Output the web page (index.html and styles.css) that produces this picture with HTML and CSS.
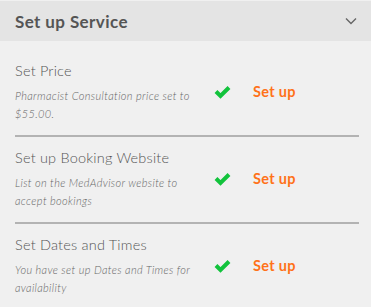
FILE: index.html
```html
<!DOCTYPE html>
<html>
<head>
<meta charset="utf-8">
<link rel="stylesheet" href="styles.css">
</head>
<body>
<div class="panel">
  <div class="header">
    <span class="header-title">Set up Service</span>
    <svg class="chev" width="12" height="8" viewBox="0 0 12 8"><polyline points="1,1.5 6,6.5 11,1.5" fill="none" stroke="#666" stroke-width="1.4"/></svg>
  </div>
  <div class="list">
    <div class="row">
      <div class="info">
        <div class="title">Set Price</div>
        <div class="desc">Pharmacist Consultation price set to $55.00.</div>
      </div>
      <svg class="check" width="17" height="14" viewBox="0 0 17 14"><polyline points="2,6.5 6.5,11 15,2.5" fill="none" stroke="#12c33c" stroke-width="4"/></svg>
      <span class="action">Set up</span>
    </div>
    <div class="row">
      <div class="info">
        <div class="title">Set up Booking Website</div>
        <div class="desc">List on the MedAdvisor website to accept bookings</div>
      </div>
      <svg class="check" width="17" height="14" viewBox="0 0 17 14"><polyline points="2,6.5 6.5,11 15,2.5" fill="none" stroke="#12c33c" stroke-width="4"/></svg>
      <span class="action">Set up</span>
    </div>
    <div class="row last">
      <div class="info">
        <div class="title">Set Dates and Times</div>
        <div class="desc">You have set up Dates and Times for availability</div>
      </div>
      <svg class="check" width="17" height="14" viewBox="0 0 17 14"><polyline points="2,6.5 6.5,11 15,2.5" fill="none" stroke="#12c33c" stroke-width="4"/></svg>
      <span class="action">Set up</span>
    </div>
  </div>
</div>
</body>
</html>
```
FILE: styles.css
```css
html, body {
  margin: 0;
  padding: 0;
  background: #f0f0f0;
}
body {
  font-family: Lato, "Open Sans", sans-serif;
  width: 371px;
  height: 307px;
  overflow: hidden;
}
.panel {
  padding-top: 1px;
}
.header {
  height: 40px;
  background: #e4e4e4;
  display: flex;
  align-items: center;
  justify-content: space-between;
  padding: 0 14px 0 15px;
}
.header-title {
  font-size: 17px;
  font-weight: 700;
  letter-spacing: 0.4px;
  color: #555;
}
.chev {
  display: block;
}
.list {
  padding: 9px 12px 0 15px;
}
.row {
  display: grid;
  grid-template-columns: 199px 39px auto;
  align-items: center;
  padding: 10px 0 12px;
  border-bottom: 2px solid #b3b3b3;
}
.row.last {
  border-bottom: none;
}
.title {
  font-size: 14.5px;
  font-weight: 300;
  letter-spacing: 0.2px;
  color: #555;
  line-height: 22px;
  margin-bottom: 5px;
}
.desc {
  font-size: 11px;
  font-style: italic;
  font-weight: 300;
  letter-spacing: 0.35px;
  color: #666;
  line-height: 18px;
  width: 185px;
}
.check {
  display: block;
}
.action {
  font-size: 14.5px;
  font-weight: 700;
  letter-spacing: 0.3px;
  color: #ff7219;
}
```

▬▬▬

> _Task objective_
The listing above must be printed again exactly, minus its pictures.

> _Right answer_
Output the web page (index.html and styles.css) that produces this picture with HTML and CSS.
FILE: index.html
```html
<!DOCTYPE html>
<html>
<head>
<meta charset="utf-8">
<link rel="stylesheet" href="styles.css">
</head>
<body>
<div class="panel">
  <div class="header">
    <span class="header-title">Set up Service</span>
    <svg class="chev" width="12" height="8" viewBox="0 0 12 8"><polyline points="1,1.5 6,6.5 11,1.5" fill="none" stroke="#666" stroke-width="1.4"/></svg>
  </div>
  <div class="list">
    <div class="row">
      <div class="info">
        <div class="title">Set Price</div>
        <div class="desc">Pharmacist Consultation price set to $55.00.</div>
      </div>
      <svg class="check" width="17" height="14" viewBox="0 0 17 14"><polyline points="2,6.5 6.5,11 15,2.5" fill="none" stroke="#12c33c" stroke-width="4"/></svg>
      <span class="action">Set up</span>
    </div>
    <div class="row">
      <div class="info">
        <div class="title">Set up Booking Website</div>
        <div class="desc">List on the MedAdvisor website to accept bookings</div>
      </div>
      <svg class="check" width="17" height="14" viewBox="0 0 17 14"><polyline points="2,6.5 6.5,11 15,2.5" fill="none" stroke="#12c33c" stroke-width="4"/></svg>
      <span class="action">Set up</span>
    </div>
    <div class="row last">
      <div class="info">
        <div class="title">Set Dates and Times</div>
        <div class="desc">You have set up Dates and Times for availability</div>
      </div>
      <svg class="check" width="17" height="14" viewBox="0 0 17 14"><polyline points="2,6.5 6.5,11 15,2.5" fill="none" stroke="#12c33c" stroke-width="4"/></svg>
      <span class="action">Set up</span>
    </div>
  </div>
</div>
</body>
</html>
```
FILE: styles.css
```css
html, body {
  margin: 0;
  padding: 0;
  background: #f0f0f0;
}
body {
  font-family: Lato, "Open Sans", sans-serif;
  width: 371px;
  height: 307px;
  overflow: hidden;
}
.panel {
  padding-top: 1px;
}
.header {
  height: 40px;
  background: #e4e4e4;
  display: flex;
  align-items: center;
  justify-content: space-between;
  padding: 0 14px 0 15px;
}
.header-title {
  font-size: 17px;
  font-weight: 700;
  letter-spacing: 0.4px;
  color: #555;
}
.chev {
  display: block;
}
.list {
  padding: 9px 12px 0 15px;
}
.row {
  display: grid;
  grid-template-columns: 199px 39px auto;
  align-items: center;
  padding: 10px 0 12px;
  border-bottom: 2px solid #b3b3b3;
}
.row.last {
  border-bottom: none;
}
.title {
  font-size: 14.5px;
  font-weight: 300;
  letter-spacing: 0.2px;
  color: #555;
  line-height: 22px;
  margin-bottom: 5px;
}
.desc {
  font-size: 11px;
  font-style: italic;
  font-weight: 300;
  letter-spacing: 0.35px;
  color: #666;
  line-height: 18px;
  width: 185px;
}
.check {
  display: block;
}
.action {
  font-size: 14.5px;
  font-weight: 700;
  letter-spacing: 0.3px;
  color: #ff7219;
}
```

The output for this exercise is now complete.